Kemitraan ini sejalan dengan visi dan misi yang diusung PP RMI dalam menjalankan roda organisasi. Jargon “Santri Mandiri dan NKRI Harga Mati” menjadi semboyan yang layak untuk terus didengungkan dan diaplikasikan. Semoga ada trickle down effect (dampak kemakmuran) yang bisa dirasakan pesantren sendiri, mitra (Indomaret) dan masyarakat.
Peneliti Pusat Kajian Dan Pengembangan Pesantren Nusantara (PKP2N) Institut Agama Islam Negeri (IAIN) Surakarta, H Abu Choir memberikan analisa bahwa Pesantren sebagai (Perusahaan Sosial Islam) islamic social entreprise. Hal ini bisa dilihat dengan ciri pertama, unit usaha didirikan mengacu pada peluang dan manajemen usaha profesional.
Kedua, dikembangkan sebagai upaya menjawab persoalan sosial pesantren dan masyarakat. Ketiga, dikembangkan dengan prasyarat nilai utama agama, misalnya tidak boleh menjual minuman keras. Keempat, hasil usaha digunakan sebesar-besarnya untuk pembiayaan pendidikan pesantren.

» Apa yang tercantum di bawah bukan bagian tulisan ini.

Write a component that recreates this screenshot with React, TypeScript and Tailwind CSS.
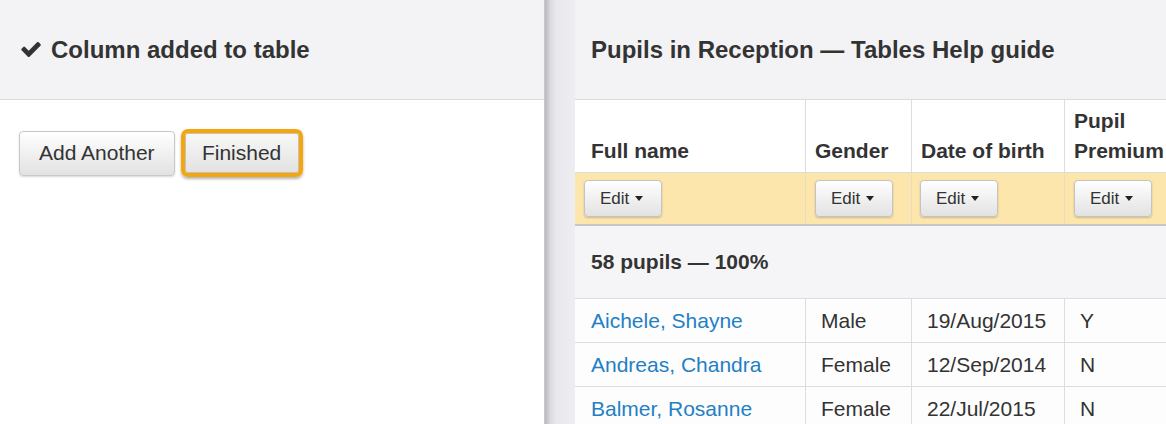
import React from 'react';

interface Pupil {
  name: string;
  gender: string;
  dob: string;
  premium: string;
}

const pupils: Pupil[] = [
  { name: 'Aichele, Shayne', gender: 'Male', dob: '19/Aug/2015', premium: 'Y' },
  { name: 'Andreas, Chandra', gender: 'Female', dob: '12/Sep/2014', premium: 'N' },
  { name: 'Balmer, Rosanne', gender: 'Female', dob: '22/Jul/2015', premium: 'N' },
];

const cols = 'grid grid-cols-[230px_106px_153px_110px] w-[599px]';

const CheckIcon = () => (
  <svg viewBox="121 334 1550 1188" className="w-[20px] h-[15px] fill-[#333]">
    <path d="M1671 566q0 40-28 68l-724 724-136 136q-28 28-68 28t-68-28l-136-136-362-362q-28-28-28-68t28-68l136-136q28-28 68-28t68 28l294 295 656-657q28-28 68-28t68 28l136 136q28 28 28 68z" />
  </svg>
);

const EditButton = () => (
  <button className="h-[37px] w-[78px] pl-[15px] flex items-center gap-[6px] rounded-[4px] border border-[#c4c4c4] bg-linear-to-b from-white to-[#e2e2e2] text-[17px] text-[#333] shadow-[0_1px_2px_rgba(0,0,0,0.2)]">
    <span>Edit</span>
    <span className="w-0 h-0 border-x-[4px] border-x-transparent border-t-[5px] border-t-[#222]" />
  </button>
);

const App: React.FC = () => {
  return (
    <div className="w-[1166px] h-[424px] overflow-hidden flex bg-white text-[#333] font-['Liberation_Sans',Arial,sans-serif]">
      {/* left panel */}
      <div className="w-[544px] h-full flex flex-col bg-white">
        <div className="h-[100px] shrink-0 bg-[#f3f3f5] border-b border-[#dadada] flex items-center pl-[21px] gap-[10px]">
          <CheckIcon />
          <h3 className="text-[24px] font-bold">Column added to table</h3>
        </div>
        <div className="pt-[29px] pl-[19px] flex items-center gap-[6px]">
          <button className="h-[45px] px-[19px] rounded-[4px] border border-[#c8c8c8] bg-linear-to-b from-white to-[#e2e2e2] text-[21px] text-[#333] shadow-[0_1px_2px_rgba(0,0,0,0.15)]">
            Add Another
          </button>
          <button className="h-[48px] w-[122px] rounded-[7px] border-[4px] border-[#f5a60c] bg-linear-to-b from-[#f8f8f8] to-[#e2e2e2] text-[21px] text-[#333] shadow-[inset_0_0_0_1px_#c2c2c2,0_2px_3px_rgba(0,0,0,0.3)]">
            Finished
          </button>
        </div>
      </div>

      {/* splitter */}
      <div className="w-[31px] h-full shrink-0 bg-[linear-gradient(to_right,#d6d6d8_0px,#bcbcbf_1px,#c4c4c8_3px,#dadade_6px,#e9e9ed_12px,#eeeef2_100%)]" />

      {/* right panel */}
      <div className="flex-1 min-w-0 h-full overflow-hidden flex flex-col">
        <div className="h-[100px] shrink-0 bg-[#f3f3f5] border-b border-[#dadada] flex items-center pl-[16px]">
          <h3 className="text-[24px] font-bold whitespace-nowrap">Pupils in Reception — Tables Help guide</h3>
        </div>

        <div className="text-[21px]">
          {/* header */}
          <div className={`${cols} h-[73px] border-b border-[#dddddd] bg-white font-bold leading-[30px]`}>
            <div className="flex items-end pl-[16px] pb-[6px]">Full name</div>
            <div className="flex items-end pl-[9px] pb-[6px] border-l border-[#dddddd]">Gender</div>
            <div className="flex items-end pl-[9px] pb-[6px] border-l border-[#dddddd] whitespace-nowrap">Date of birth</div>
            <div className="flex items-end pl-[9px] pb-[6px] border-l border-[#dddddd]">Pupil Premium</div>
          </div>

          {/* edit row */}
          <div className={`${cols} h-[53px] border-b-2 border-[#c6c6c6] bg-[#fde6ab]`}>
            <div className="flex items-center pl-[9px]"><EditButton /></div>
            <div className="flex items-center pl-[9px] border-l border-[#e9dcc0]"><EditButton /></div>
            <div className="flex items-center pl-[8px] border-l border-[#e9dcc0]"><EditButton /></div>
            <div className="flex items-center pl-[9px] border-l border-[#e9dcc0]"><EditButton /></div>
          </div>

          {/* summary */}
          <div className="h-[73px] border-b border-[#dddddd] bg-[#f5f5f7] flex items-center pl-[16px] font-bold">
            58 pupils — 100%
          </div>

          {pupils.map((p) => (
            <div key={p.name} className={`${cols} h-[44px] border-b border-[#dddddd] bg-[#fdfdfd]`}>
              <div className="flex items-center pl-[16px]">
                <a href="#" className="text-[#1f80c6]">{p.name}</a>
              </div>
              <div className="flex items-center pl-[15px] border-l border-[#dddddd]">{p.gender}</div>
              <div className="flex items-center pl-[15px] border-l border-[#dddddd]">{p.dob}</div>
              <div className="flex items-center pl-[15px] border-l border-[#dddddd]">{p.premium}</div>
            </div>
          ))}
        </div>
      </div>
    </div>
  );
};

export default App;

Abu Choir melihat bahwa bisnis ritel memang termasuk bisnis yang baik, terbukti tahan krisis dan menguasai hajat hidup orang banyak. Maka pesantren harus ikut terjun untuk membangun keberdayaan masyarakat.
“Kemitraan ini bisa menjadi solusi persoalan sumber pembiayaan pendidikan dan perwujudan misi sosial ekonomi pesantren sebagai islamic social entreprise,” tegas Abu Choir.
Selain itu, ini merupakan upaya baru yang ingin dicapai bersama pesantren dengan RMI.
Saat dihubungi melalui gawai Sekretaris PP RMI, Habib Sholeh menerangkan terdapat 9 keuntungan yang didapat dengan adanya kemitraan ini. Pertama, nama bersama brand pesantren dan Indomaret (Khozin shop-Indomaret; Alfadholi Mart-Indomaret; Mafamart-Indomaret; dll).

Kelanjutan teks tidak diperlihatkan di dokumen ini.